[Your instructions]:
Produce a word-for-word copy of the listing below without its pictures.

== Information supplied

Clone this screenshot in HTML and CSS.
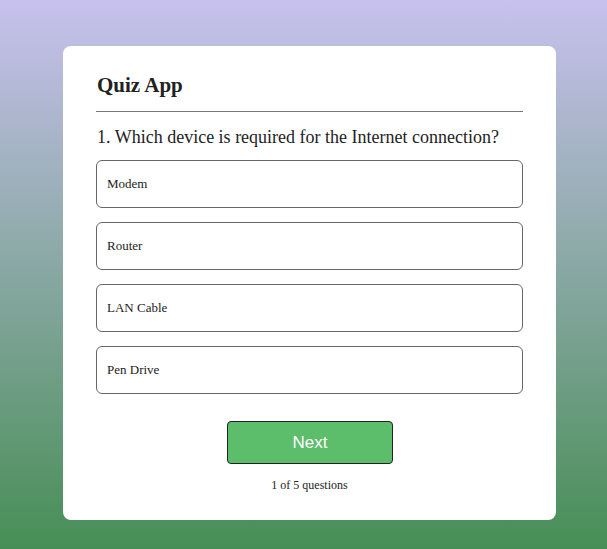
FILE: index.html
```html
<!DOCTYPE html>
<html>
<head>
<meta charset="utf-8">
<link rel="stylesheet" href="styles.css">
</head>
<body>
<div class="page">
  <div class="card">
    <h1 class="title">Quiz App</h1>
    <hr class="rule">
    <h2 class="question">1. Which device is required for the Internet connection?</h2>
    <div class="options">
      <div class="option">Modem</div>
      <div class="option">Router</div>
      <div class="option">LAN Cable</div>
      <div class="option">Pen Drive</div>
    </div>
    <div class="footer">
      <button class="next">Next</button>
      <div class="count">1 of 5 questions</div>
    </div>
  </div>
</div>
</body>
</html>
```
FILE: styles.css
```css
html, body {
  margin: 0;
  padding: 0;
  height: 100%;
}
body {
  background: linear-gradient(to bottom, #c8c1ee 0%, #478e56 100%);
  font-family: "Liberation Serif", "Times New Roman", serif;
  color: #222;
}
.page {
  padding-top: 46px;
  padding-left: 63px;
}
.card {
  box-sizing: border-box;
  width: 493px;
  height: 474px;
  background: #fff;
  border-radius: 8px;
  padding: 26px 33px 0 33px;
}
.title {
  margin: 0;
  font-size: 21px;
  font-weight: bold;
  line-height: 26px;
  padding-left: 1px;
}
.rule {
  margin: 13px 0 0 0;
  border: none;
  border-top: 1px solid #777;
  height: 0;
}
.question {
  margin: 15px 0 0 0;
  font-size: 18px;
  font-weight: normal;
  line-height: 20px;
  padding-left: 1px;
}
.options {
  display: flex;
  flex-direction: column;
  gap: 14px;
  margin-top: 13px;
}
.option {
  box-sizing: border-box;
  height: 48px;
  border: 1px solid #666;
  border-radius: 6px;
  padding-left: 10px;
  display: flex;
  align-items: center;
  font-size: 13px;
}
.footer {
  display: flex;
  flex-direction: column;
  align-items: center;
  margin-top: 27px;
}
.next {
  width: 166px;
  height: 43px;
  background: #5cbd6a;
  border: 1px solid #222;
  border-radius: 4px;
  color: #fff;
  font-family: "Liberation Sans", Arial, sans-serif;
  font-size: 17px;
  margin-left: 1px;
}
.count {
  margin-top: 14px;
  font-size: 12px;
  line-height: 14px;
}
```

====

[Solved exercise]:
Clone this screenshot in HTML and CSS.
FILE: index.html
```html
<!DOCTYPE html>
<html>
<head>
<meta charset="utf-8">
<link rel="stylesheet" href="styles.css">
</head>
<body>
<div class="page">
  <div class="card">
    <h1 class="title">Quiz App</h1>
    <hr class="rule">
    <h2 class="question">1. Which device is required for the Internet connection?</h2>
    <div class="options">
      <div class="option">Modem</div>
      <div class="option">Router</div>
      <div class="option">LAN Cable</div>
      <div class="option">Pen Drive</div>
    </div>
    <div class="footer">
      <button class="next">Next</button>
      <div class="count">1 of 5 questions</div>
    </div>
  </div>
</div>
</body>
</html>
```
FILE: styles.css
```css
html, body {
  margin: 0;
  padding: 0;
  height: 100%;
}
body {
  background: linear-gradient(to bottom, #c8c1ee 0%, #478e56 100%);
  font-family: "Liberation Serif", "Times New Roman", serif;
  color: #222;
}
.page {
  padding-top: 46px;
  padding-left: 63px;
}
.card {
  box-sizing: border-box;
  width: 493px;
  height: 474px;
  background: #fff;
  border-radius: 8px;
  padding: 26px 33px 0 33px;
}
.title {
  margin: 0;
  font-size: 21px;
  font-weight: bold;
  line-height: 26px;
  padding-left: 1px;
}
.rule {
  margin: 13px 0 0 0;
  border: none;
  border-top: 1px solid #777;
  height: 0;
}
.question {
  margin: 15px 0 0 0;
  font-size: 18px;
  font-weight: normal;
  line-height: 20px;
  padding-left: 1px;
}
.options {
  display: flex;
  flex-direction: column;
  gap: 14px;
  margin-top: 13px;
}
.option {
  box-sizing: border-box;
  height: 48px;
  border: 1px solid #666;
  border-radius: 6px;
  padding-left: 10px;
  display: flex;
  align-items: center;
  font-size: 13px;
}
.footer {
  display: flex;
  flex-direction: column;
  align-items: center;
  margin-top: 27px;
}
.next {
  width: 166px;
  height: 43px;
  background: #5cbd6a;
  border: 1px solid #222;
  border-radius: 4px;
  color: #fff;
  font-family: "Liberation Sans", Arial, sans-serif;
  font-size: 17px;
  margin-left: 1px;
}
.count {
  margin-top: 14px;
  font-size: 12px;
  line-height: 14px;
}
```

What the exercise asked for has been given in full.